Sandrine Dorbes : Alors, je réponds pas une chose que je voulais vous dire tout à l’heure. Et puis on est parti dans d’autres sujets. Comme vous dites, on pourrait parler de ça longtemps. Comme vous avez dit que vous n’êtes pas à l’aise avec le sujet de la transparence, je pense que quand on n’est pas à l’aise avec la transparence, déjà, il faut faire le point sur où est-ce que l’entreprise va dans les un an, un an et demi. C’est quoi notre stratégie ? C’est quoi nos objectifs ? De quoi avons-nous besoin collectivement pour y arriver ? Et c’est là où on se pose la question des compétences, de la séniorité, des expertises, où on fait un peu le point de ce dont on a besoin.

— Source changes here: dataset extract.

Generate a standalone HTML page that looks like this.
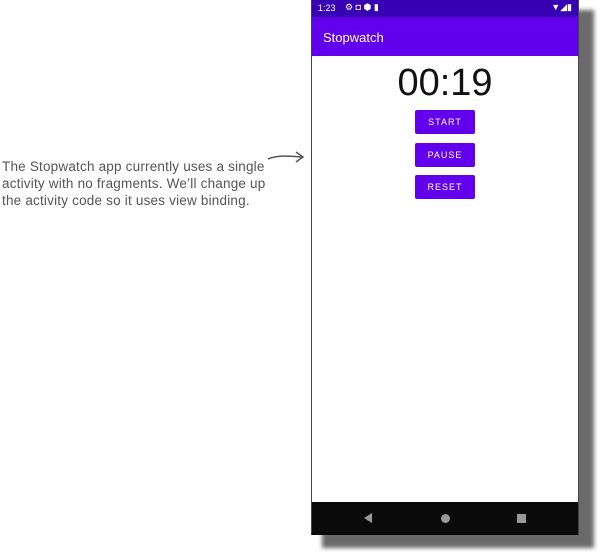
<!DOCTYPE html>
<html><head><style>
body{margin:0;width:600px;height:556px;background:#fff;position:relative;overflow:hidden;font-family:"Liberation Sans",sans-serif}
.shadow{position:absolute;left:322px;top:10px;width:272px;height:538px;background:#6a6a6a;filter:blur(2px)}
.phone{position:absolute;left:311px;top:0;width:268px;height:535px;background:#fff;border-left:1px solid #444;border-right:1px solid #444;box-sizing:border-box}
.status{position:absolute;left:0;top:0;width:100%;height:17px;background:#3700B3;color:#fff;font-size:9px}
.app{position:absolute;left:0;top:17px;width:100%;height:39px;background:#6200EE;color:#fff;font-size:13px}
.btn{position:absolute;left:103px;width:60px;height:24px;background:#6200EE;color:#fff;font-size:9px;letter-spacing:1px;text-align:center;line-height:24px;border-radius:2px}
.nav{position:absolute;left:0;top:502px;width:100%;height:33px;background:#0a0a0a}
.note{position:absolute;left:2px;top:158px;font-family:"Liberation Sans Narrow","Liberation Sans",sans-serif;font-size:13.5px;letter-spacing:0.2px;line-height:17px;color:#555;white-space:nowrap}
</style></head><body>
<div class="note">The Stopwatch app currently uses a single<br>activity with no fragments. We’ll change up<br>the activity code so it uses view binding.</div>
<svg style="position:absolute;left:266px;top:150px" width="40" height="16"><path d="M2 9 C12 5,22 6,36 7 M30 2 L37 7 L30 12" stroke="#555" stroke-width="1.5" fill="none"/></svg>
<div class="shadow"></div>
<div class="phone">
 <div class="status"><span style="position:absolute;left:6px;top:3px">1:23</span>
  <span style="position:absolute;left:33px;top:2px;font-size:9px">⚙ ◘ ⬢ ▮</span>
  <span style="position:absolute;right:6px;top:2px;font-size:9px">▼◢▮</span></div>
 <div class="app"><span style="position:absolute;left:11px;top:13px">Stopwatch</span></div>
 <div style="position:absolute;left:0;width:100%;top:62px;text-align:center;font-size:38px;color:#111">00:19</div>
 <div class="btn" style="top:110px">START</div>
 <div class="btn" style="top:143px">PAUSE</div>
 <div class="btn" style="top:175px">RESET</div>
 <div class="nav">
  <svg style="position:absolute;left:50px;top:10px" width="12" height="12"><path d="M10 1 L2 6 L10 11Z" fill="#999"/></svg>
  <div style="position:absolute;left:129px;top:12px;width:9px;height:9px;border-radius:50%;background:#999"></div>
  <div style="position:absolute;left:205px;top:12px;width:9px;height:9px;background:#999"></div>
 </div>
</div>
</body></html>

Ensuite, moi, je pose la question : mais comment est-ce qu’on acquiert ce dont on a besoin pour servir notre objectif ? Et là, on repense nos outils de rémunération et on fait attention à utiliser le bon outil pour le bon usage. Exemple, on arrête de donner des primes à tout le monde, quelle que soit la raison. Il faut bien cibler les primes et les utiliser à bon escient dans les bons contextes. Idem pour les avantages sociaux. Et ensuite, vraiment se tourner vers le terrain. Il y a des gens qui partent avec des chantiers de transparence sans jamais interroger les salariés avant très longtemps. Et pour l’avoir fait une fois, c’est une erreur. Il ne faut pas faire ça.
Magaly Siméon : Oui, je comprends. C’est comme Germaine, pareil.
Sandrine Dorbes : Il y a longtemps, quand j’étais encore salarié, on était parti sur une vulgarisation de la politique de rémunération. Et quand on a donné aux gens, on a fait un énorme flop, parce qu’en fait, on ne répondait pas aux questions que les gens se posaient. Et du coup, il a fallu qu’on remette les agents de terrain autour d’une table pour aller interroger les managers de terrain et les salariés pour se dire : « En fait, c’est quoi vos questions ? ». Et ensuite, on a travaillé là-dessus et là, en fait, juste répondre aux questions, on a fait 90 % du boulot.
Magaly Siméon : Eh bien merci, ce sera le mot de la fin. En fait, répondons aux questions.
Merci beaucoup, Sandrine.
Sandrine Dorbes : Merci à vous pour l’invitation.